THE TASK:
Leave out the pictures and repeat the rest of the material exactly.

DATA:
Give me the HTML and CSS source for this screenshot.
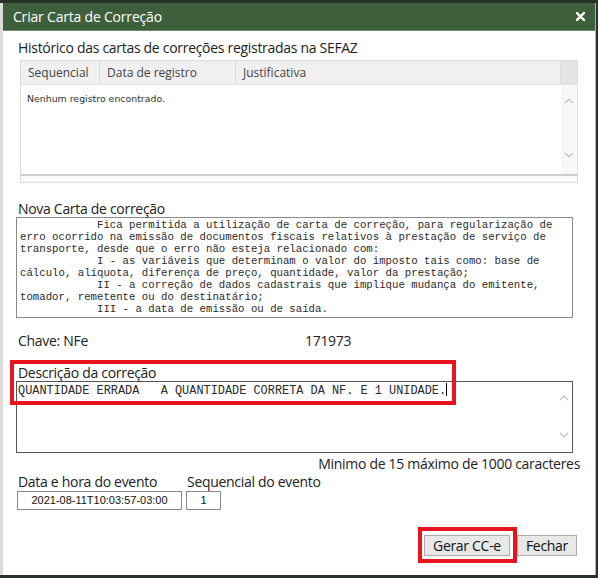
FILE: index.html
```html
<!DOCTYPE html>
<html lang="pt-BR">
<head>
    <meta charset="UTF-8">
    <title>Criar Carta de Correção</title>
    <link rel="stylesheet" href="styles.css">
</head>
<body>
    <div class="dialog">
        <div class="titlebar">
            <span class="title">Criar Carta de Correção</span>
            <svg class="close" width="9" height="9" viewBox="0 0 9 9">
                <path d="M1 1 L8 8 M8 1 L1 8" stroke="#fff" stroke-width="2.4" stroke-linecap="square"/>
            </svg>
        </div>
        <div class="content">
            <div class="heading">Histórico das cartas de correções registradas na SEFAZ</div>
            <div class="grid">
                <div class="grid-head">
                    <div class="col col-seq">Sequencial</div>
                    <div class="col col-data">Data de registro</div>
                    <div class="col col-just">Justificativa</div>
                    <div class="col-scroll"></div>
                </div>
                <div class="grid-body">
                    <div class="empty">Nenhum registro encontrado.</div>
                    <div class="vscroll">
                        <svg width="10" height="6" viewBox="0 0 10 6"><path d="M1 5 L5 1 L9 5" fill="none" stroke="#c4c4c4" stroke-width="1.4"/></svg>
                        <svg width="10" height="6" viewBox="0 0 10 6"><path d="M1 1 L5 5 L9 1" fill="none" stroke="#c4c4c4" stroke-width="1.4"/></svg>
                    </div>
                </div>
                <div class="hscroll"></div>
            </div>

            <div class="label label-nova">Nova Carta de correção</div>
            <div class="memo">            Fica permitida a utilização de carta de correção, para regularização de
erro ocorrido na emissão de documentos fiscais relativos à prestação de serviço de
transporte, desde que o erro não esteja relacionado com:
            I - as variáveis que determinam o valor do imposto tais como: base de
cálculo, alíquota, diferença de preço, quantidade, valor da prestação;
            II - a correção de dados cadastrais que implique mudança do emitente,
tomador, remetente ou do destinatário;
            III - a data de emissão ou de saída.</div>

            <div class="chave">
                <span>Chave: NFe</span>
                <span class="chave-num">171973</span>
            </div>

            <div class="descricao">
                <div class="label">Descrição da correção</div>
                <div class="desc-box">
                    <div class="desc-text">QUANTIDADE ERRADA   A QUANTIDADE CORRETA DA NF. E 1 UNIDADE.<span class="caret"></span></div>
                    <div class="vscroll vscroll-desc">
                        <svg width="10" height="6" viewBox="0 0 10 6"><path d="M1 5 L5 1 L9 5" fill="none" stroke="#c4c4c4" stroke-width="1.4"/></svg>
                        <svg width="10" height="6" viewBox="0 0 10 6"><path d="M1 1 L5 5 L9 1" fill="none" stroke="#c4c4c4" stroke-width="1.4"/></svg>
                    </div>
                </div>
                <div class="mark mark-desc"></div>
            </div>
            <div class="hint">Minimo de 15 máximo de 1000 caracteres</div>

            <div class="evento">
                <div class="field">
                    <div class="label">Data e hora do evento</div>
                    <div class="input input-data">2021-08-11T10:03:57-03:00</div>
                </div>
                <div class="field">
                    <div class="label">Sequencial do evento</div>
                    <div class="input input-seq">1</div>
                </div>
            </div>

            <div class="actions">
                <div class="btn-wrap">
                    <button class="button">Gerar CC-e</button>
                    <div class="mark mark-btn"></div>
                </div>
                <button class="button button-fechar">Fechar</button>
            </div>
        </div>
    </div>
</body>
</html>
```

FILE: styles.css
```css
body {
    margin: 0;
    padding: 3px 2px 3px 0;
    background-color: #263326;
    font-family: 'Open Sans', 'Noto Sans', sans-serif;
    color: #222;
}
.dialog {
    height: 572px;
    background-color: white;
    border-left: 3px solid #dcdcdc;
    border-right: 1px solid #b4b4b4;
    box-sizing: border-box;
}
.titlebar {
    height: 28px;
    background-color: #3d5f3b;
    border-bottom: 1px solid #6d8a6b;
    box-sizing: border-box;
    display: flex;
    align-items: center;
    justify-content: space-between;
    padding: 0 10px 0 10px;
}
.title {
    color: white;
    font-size: 14px;
    letter-spacing: -0.2px;
}
.close {
    margin-bottom: 1px;
}
.content {
    padding: 8px 16px 0 15px;
}
.heading, .label, .chave, .hint {
    font-size: 14px;
    line-height: 18px;
    letter-spacing: -0.3px;
}
.grid {
    margin: 3px 0 0 2px;
    width: 558px;
    border: 1px solid #dcdcdc;
    box-sizing: border-box;
}
.grid-head {
    display: flex;
    height: 23px;
    background-color: #f0f0f0;
    border-bottom: 1px solid #e2e2e2;
    font-size: 12px;
    color: #444;
}
.col {
    display: flex;
    align-items: center;
    padding-left: 7px;
    border-right: 1px solid #dcdcdc;
}
.col-seq {
    width: 71px;
}
.col-data {
    width: 128px;
}
.col-just {
    flex: 1;
}
.col-scroll {
    width: 16px;
    background-color: #e4e4e4;
}
.grid-body {
    display: flex;
    height: 89px;
    border-bottom: 2px solid #cdcdcd;
}
.empty {
    flex: 1;
    padding: 8px 0 0 6px;
    font-family: 'DejaVu Sans', sans-serif;
    font-size: 9.4px;
    color: #333;
}
.vscroll {
    width: 16px;
    background-color: #f8f8f8;
    display: flex;
    flex-direction: column;
    justify-content: space-between;
    align-items: center;
    padding: 13px 0 16px 0;
    box-sizing: border-box;
}
.hscroll {
    height: 6px;
    background-color: #fafafa;
}
.label-nova {
    margin-top: 17px;
}
.memo {
    margin-top: -1px;
    margin-left: -2px;
    width: 557px;
    height: 101px;
    border: 1px solid #8a8a8a;
    box-sizing: border-box;
    padding: 1px 0 0 3px;
    font-family: 'Liberation Mono', monospace;
    font-size: 10.7px;
    line-height: 12px;
    white-space: pre;
    overflow: hidden;
    color: #2a2a2a;
}
.chave {
    margin-top: 14px;
    display: flex;
}
.chave-num {
    margin-left: 217px;
}
.descricao {
    position: relative;
    margin-top: 14px;
}
.desc-box {
    margin-left: -2px;
    margin-top: -1px;
    width: 557px;
    height: 72px;
    border: 1px solid #555;
    box-sizing: border-box;
    display: flex;
}
.desc-text {
    flex: 1;
    padding: 1px 0 0 1px;
    font-family: 'Liberation Mono', monospace;
    font-size: 11.9px;
    line-height: 14px;
    white-space: pre;
    color: #2a2a2a;
}
.caret {
    display: inline-block;
    width: 0;
    height: 13px;
    border-left: 1px solid #000;
    vertical-align: -2px;
}
.vscroll-desc {
    background-color: white;
    padding: 13px 0 14px 0;
}
.mark {
    position: absolute;
    border: 4px solid #e8141e;
}
.mark-desc {
    left: -8px;
    top: -4px;
    width: 438px;
    height: 37px;
}
.hint {
    text-align: right;
    margin-top: 2px;
    margin-right: -1px;
}
.evento {
    display: flex;
    gap: 5px;
}
.input {
    border: 1px solid #8a8a8a;
    height: 19px;
    box-sizing: border-box;
    font-family: 'Liberation Sans', sans-serif;
    font-size: 11px;
    line-height: 17px;
    text-align: center;
    color: #111;
    margin-left: -1px;
}
.input-data {
    width: 165px;
}
.input-seq {
    width: 35px;
}
.actions {
    display: flex;
    justify-content: flex-end;
    align-items: center;
    gap: 7px;
    margin-top: 25px;
    margin-right: 2px;
}
.btn-wrap {
    position: relative;
}
.button {
    display: block;
    font-family: 'Open Sans', 'Noto Sans', sans-serif;
    font-size: 14px;
    letter-spacing: -0.3px;
    color: #111;
    background-color: #e8e8e8;
    border: 1px solid #adadad;
    height: 21px;
    padding: 0 8px;
    line-height: 18px;
}
.mark-btn {
    left: -6px;
    top: -8px;
    right: -7px;
    bottom: -7px;
}
```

ANSWER TO THIS TASK:
Give me the HTML and CSS source for this screenshot.
FILE: index.html
```html
<!DOCTYPE html>
<html lang="pt-BR">
<head>
    <meta charset="UTF-8">
    <title>Criar Carta de Correção</title>
    <link rel="stylesheet" href="styles.css">
</head>
<body>
    <div class="dialog">
        <div class="titlebar">
            <span class="title">Criar Carta de Correção</span>
            <svg class="close" width="9" height="9" viewBox="0 0 9 9">
                <path d="M1 1 L8 8 M8 1 L1 8" stroke="#fff" stroke-width="2.4" stroke-linecap="square"/>
            </svg>
        </div>
        <div class="content">
            <div class="heading">Histórico das cartas de correções registradas na SEFAZ</div>
            <div class="grid">
                <div class="grid-head">
                    <div class="col col-seq">Sequencial</div>
                    <div class="col col-data">Data de registro</div>
                    <div class="col col-just">Justificativa</div>
                    <div class="col-scroll"></div>
                </div>
                <div class="grid-body">
                    <div class="empty">Nenhum registro encontrado.</div>
                    <div class="vscroll">
                        <svg width="10" height="6" viewBox="0 0 10 6"><path d="M1 5 L5 1 L9 5" fill="none" stroke="#c4c4c4" stroke-width="1.4"/></svg>
                        <svg width="10" height="6" viewBox="0 0 10 6"><path d="M1 1 L5 5 L9 1" fill="none" stroke="#c4c4c4" stroke-width="1.4"/></svg>
                    </div>
                </div>
                <div class="hscroll"></div>
            </div>

            <div class="label label-nova">Nova Carta de correção</div>
            <div class="memo">            Fica permitida a utilização de carta de correção, para regularização de
erro ocorrido na emissão de documentos fiscais relativos à prestação de serviço de
transporte, desde que o erro não esteja relacionado com:
            I - as variáveis que determinam o valor do imposto tais como: base de
cálculo, alíquota, diferença de preço, quantidade, valor da prestação;
            II - a correção de dados cadastrais que implique mudança do emitente,
tomador, remetente ou do destinatário;
            III - a data de emissão ou de saída.</div>

            <div class="chave">
                <span>Chave: NFe</span>
                <span class="chave-num">171973</span>
            </div>

            <div class="descricao">
                <div class="label">Descrição da correção</div>
                <div class="desc-box">
                    <div class="desc-text">QUANTIDADE ERRADA   A QUANTIDADE CORRETA DA NF. E 1 UNIDADE.<span class="caret"></span></div>
                    <div class="vscroll vscroll-desc">
                        <svg width="10" height="6" viewBox="0 0 10 6"><path d="M1 5 L5 1 L9 5" fill="none" stroke="#c4c4c4" stroke-width="1.4"/></svg>
                        <svg width="10" height="6" viewBox="0 0 10 6"><path d="M1 1 L5 5 L9 1" fill="none" stroke="#c4c4c4" stroke-width="1.4"/></svg>
                    </div>
                </div>
                <div class="mark mark-desc"></div>
            </div>
            <div class="hint">Minimo de 15 máximo de 1000 caracteres</div>

            <div class="evento">
                <div class="field">
                    <div class="label">Data e hora do evento</div>
                    <div class="input input-data">2021-08-11T10:03:57-03:00</div>
                </div>
                <div class="field">
                    <div class="label">Sequencial do evento</div>
                    <div class="input input-seq">1</div>
                </div>
            </div>

            <div class="actions">
                <div class="btn-wrap">
                    <button class="button">Gerar CC-e</button>
                    <div class="mark mark-btn"></div>
                </div>
                <button class="button button-fechar">Fechar</button>
            </div>
        </div>
    </div>
</body>
</html>
```

FILE: styles.css
```css
body {
    margin: 0;
    padding: 3px 2px 3px 0;
    background-color: #263326;
    font-family: 'Open Sans', 'Noto Sans', sans-serif;
    color: #222;
}
.dialog {
    height: 572px;
    background-color: white;
    border-left: 3px solid #dcdcdc;
    border-right: 1px solid #b4b4b4;
    box-sizing: border-box;
}
.titlebar {
    height: 28px;
    background-color: #3d5f3b;
    border-bottom: 1px solid #6d8a6b;
    box-sizing: border-box;
    display: flex;
    align-items: center;
    justify-content: space-between;
    padding: 0 10px 0 10px;
}
.title {
    color: white;
    font-size: 14px;
    letter-spacing: -0.2px;
}
.close {
    margin-bottom: 1px;
}
.content {
    padding: 8px 16px 0 15px;
}
.heading, .label, .chave, .hint {
    font-size: 14px;
    line-height: 18px;
    letter-spacing: -0.3px;
}
.grid {
    margin: 3px 0 0 2px;
    width: 558px;
    border: 1px solid #dcdcdc;
    box-sizing: border-box;
}
.grid-head {
    display: flex;
    height: 23px;
    background-color: #f0f0f0;
    border-bottom: 1px solid #e2e2e2;
    font-size: 12px;
    color: #444;
}
.col {
    display: flex;
    align-items: center;
    padding-left: 7px;
    border-right: 1px solid #dcdcdc;
}
.col-seq {
    width: 71px;
}
.col-data {
    width: 128px;
}
.col-just {
    flex: 1;
}
.col-scroll {
    width: 16px;
    background-color: #e4e4e4;
}
.grid-body {
    display: flex;
    height: 89px;
    border-bottom: 2px solid #cdcdcd;
}
.empty {
    flex: 1;
    padding: 8px 0 0 6px;
    font-family: 'DejaVu Sans', sans-serif;
    font-size: 9.4px;
    color: #333;
}
.vscroll {
    width: 16px;
    background-color: #f8f8f8;
    display: flex;
    flex-direction: column;
    justify-content: space-between;
    align-items: center;
    padding: 13px 0 16px 0;
    box-sizing: border-box;
}
.hscroll {
    height: 6px;
    background-color: #fafafa;
}
.label-nova {
    margin-top: 17px;
}
.memo {
    margin-top: -1px;
    margin-left: -2px;
    width: 557px;
    height: 101px;
    border: 1px solid #8a8a8a;
    box-sizing: border-box;
    padding: 1px 0 0 3px;
    font-family: 'Liberation Mono', monospace;
    font-size: 10.7px;
    line-height: 12px;
    white-space: pre;
    overflow: hidden;
    color: #2a2a2a;
}
.chave {
    margin-top: 14px;
    display: flex;
}
.chave-num {
    margin-left: 217px;
}
.descricao {
    position: relative;
    margin-top: 14px;
}
.desc-box {
    margin-left: -2px;
    margin-top: -1px;
    width: 557px;
    height: 72px;
    border: 1px solid #555;
    box-sizing: border-box;
    display: flex;
}
.desc-text {
    flex: 1;
    padding: 1px 0 0 1px;
    font-family: 'Liberation Mono', monospace;
    font-size: 11.9px;
    line-height: 14px;
    white-space: pre;
    color: #2a2a2a;
}
.caret {
    display: inline-block;
    width: 0;
    height: 13px;
    border-left: 1px solid #000;
    vertical-align: -2px;
}
.vscroll-desc {
    background-color: white;
    padding: 13px 0 14px 0;
}
.mark {
    position: absolute;
    border: 4px solid #e8141e;
}
.mark-desc {
    left: -8px;
    top: -4px;
    width: 438px;
    height: 37px;
}
.hint {
    text-align: right;
    margin-top: 2px;
    margin-right: -1px;
}
.evento {
    display: flex;
    gap: 5px;
}
.input {
    border: 1px solid #8a8a8a;
    height: 19px;
    box-sizing: border-box;
    font-family: 'Liberation Sans', sans-serif;
    font-size: 11px;
    line-height: 17px;
    text-align: center;
    color: #111;
    margin-left: -1px;
}
.input-data {
    width: 165px;
}
.input-seq {
    width: 35px;
}
.actions {
    display: flex;
    justify-content: flex-end;
    align-items: center;
    gap: 7px;
    margin-top: 25px;
    margin-right: 2px;
}
.btn-wrap {
    position: relative;
}
.button {
    display: block;
    font-family: 'Open Sans', 'Noto Sans', sans-serif;
    font-size: 14px;
    letter-spacing: -0.3px;
    color: #111;
    background-color: #e8e8e8;
    border: 1px solid #adadad;
    height: 21px;
    padding: 0 8px;
    line-height: 18px;
}
.mark-btn {
    left: -6px;
    top: -8px;
    right: -7px;
    bottom: -7px;
}
```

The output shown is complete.